● AIM OF THE EXERCISE:
Copy out each line exactly; pictures stay out of the copy.

● DATA SHOWN:

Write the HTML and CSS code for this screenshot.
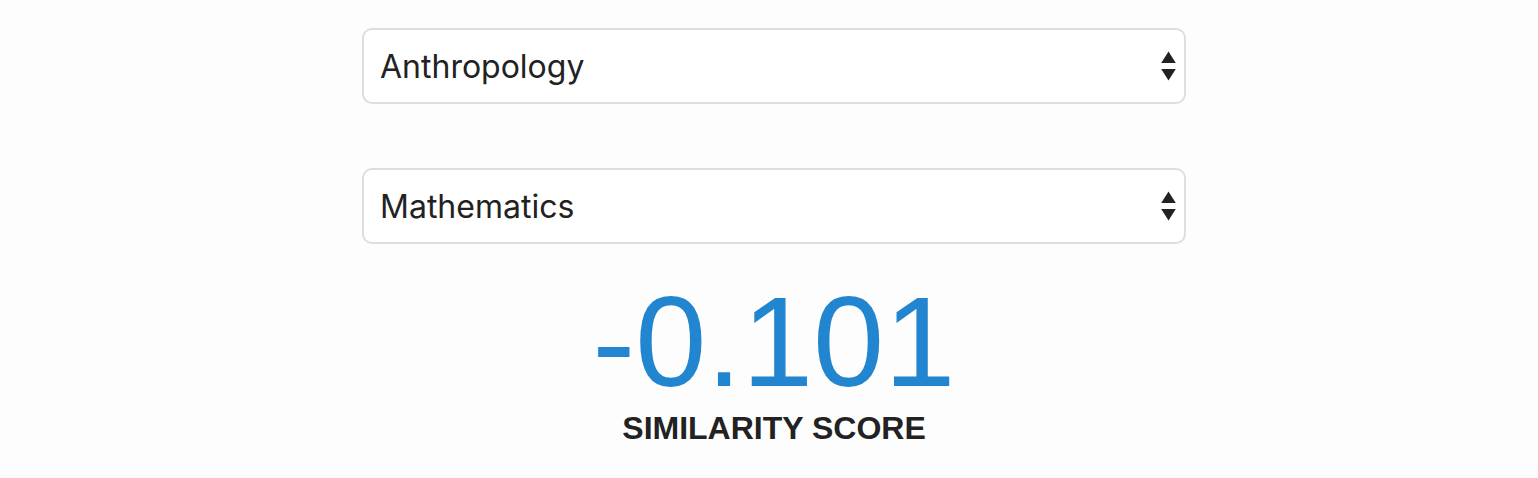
FILE: index.html
```html
<!DOCTYPE html>
<html lang="en">
<head>
<meta charset="utf-8">
<meta name="viewport" content="width=device-width, initial-scale=1">
<title>Similarity Score</title>
<link rel="stylesheet" href="styles.css">
</head>
<body>
<main class="comparison">
  <div class="field">
    <select class="field-select" aria-label="First subject">
      <option selected>Anthropology</option>
      <option>Mathematics</option>
    </select>
    <svg class="field-arrows" viewBox="0 0 16 30" aria-hidden="true"><path d="M7.5 .5 14.8 12H.2zM7.5 29.500 .2 18H14.800z"/></svg>
  </div>
  <div class="field">
    <select class="field-select" aria-label="Second subject">
      <option>Anthropology</option>
      <option selected>Mathematics</option>
    </select>
    <svg class="field-arrows" viewBox="0 0 16 30" aria-hidden="true"><path d="M7.5 .5 14.8 12H.2zM7.5 29.500 .2 18H14.800z"/></svg>
  </div>
  <div class="score">
    <div class="score-value">-0.101</div>
    <div class="score-label">Similarity Score</div>
  </div>
</main>
</body>
</html>
```
FILE: styles.css
```css
* {
  box-sizing: border-box;
}

body {
  margin: 0;
  padding: 28px 0 32px 10px;
  background: #fdfdfd;
  color: #222;
}

.comparison {
  display: flex;
  flex-direction: column;
  gap: 64px;
  max-width: 824px;
  margin: 0 auto;
}

.field {
  position: relative;
}

.field-select {
  display: block;
  width: 100%;
  height: 76px;
  padding: 0 48px 0 16px;
  border: 2px solid #dedede;
  border-radius: 10px;
  appearance: none;
  background: #fff;
  color: #222;
  font: 32px Inter, sans-serif;
}

.field-arrows {
  position: absolute;
  top: 23px;
  right: 9px;
  width: 16px;
  height: 30px;
  fill: #222;
  pointer-events: none;
}

.score {
  margin-top: -30px;
  text-align: center;
  font-family: "Liberation Sans", Arial, sans-serif;
}

.score-value {
  color: #2185d0;
  font-size: 128px;
  line-height: 128px;
}

.score-label {
  margin-top: 6px;
  font-size: 32px;
  font-weight: bold;
  line-height: 32px;
  text-transform: uppercase;
}
```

● SOLVED PROBLEM:
Write the HTML and CSS code for this screenshot.
FILE: index.html
```html
<!DOCTYPE html>
<html lang="en">
<head>
<meta charset="utf-8">
<meta name="viewport" content="width=device-width, initial-scale=1">
<title>Similarity Score</title>
<link rel="stylesheet" href="styles.css">
</head>
<body>
<main class="comparison">
  <div class="field">
    <select class="field-select" aria-label="First subject">
      <option selected>Anthropology</option>
      <option>Mathematics</option>
    </select>
    <svg class="field-arrows" viewBox="0 0 16 30" aria-hidden="true"><path d="M7.5 .5 14.8 12H.2zM7.5 29.500 .2 18H14.800z"/></svg>
  </div>
  <div class="field">
    <select class="field-select" aria-label="Second subject">
      <option>Anthropology</option>
      <option selected>Mathematics</option>
    </select>
    <svg class="field-arrows" viewBox="0 0 16 30" aria-hidden="true"><path d="M7.5 .5 14.8 12H.2zM7.5 29.500 .2 18H14.800z"/></svg>
  </div>
  <div class="score">
    <div class="score-value">-0.101</div>
    <div class="score-label">Similarity Score</div>
  </div>
</main>
</body>
</html>
```
FILE: styles.css
```css
* {
  box-sizing: border-box;
}

body {
  margin: 0;
  padding: 28px 0 32px 10px;
  background: #fdfdfd;
  color: #222;
}

.comparison {
  display: flex;
  flex-direction: column;
  gap: 64px;
  max-width: 824px;
  margin: 0 auto;
}

.field {
  position: relative;
}

.field-select {
  display: block;
  width: 100%;
  height: 76px;
  padding: 0 48px 0 16px;
  border: 2px solid #dedede;
  border-radius: 10px;
  appearance: none;
  background: #fff;
  color: #222;
  font: 32px Inter, sans-serif;
}

.field-arrows {
  position: absolute;
  top: 23px;
  right: 9px;
  width: 16px;
  height: 30px;
  fill: #222;
  pointer-events: none;
}

.score {
  margin-top: -30px;
  text-align: center;
  font-family: "Liberation Sans", Arial, sans-serif;
}

.score-value {
  color: #2185d0;
  font-size: 128px;
  line-height: 128px;
}

.score-label {
  margin-top: 6px;
  font-size: 32px;
  font-weight: bold;
  line-height: 32px;
  text-transform: uppercase;
}
```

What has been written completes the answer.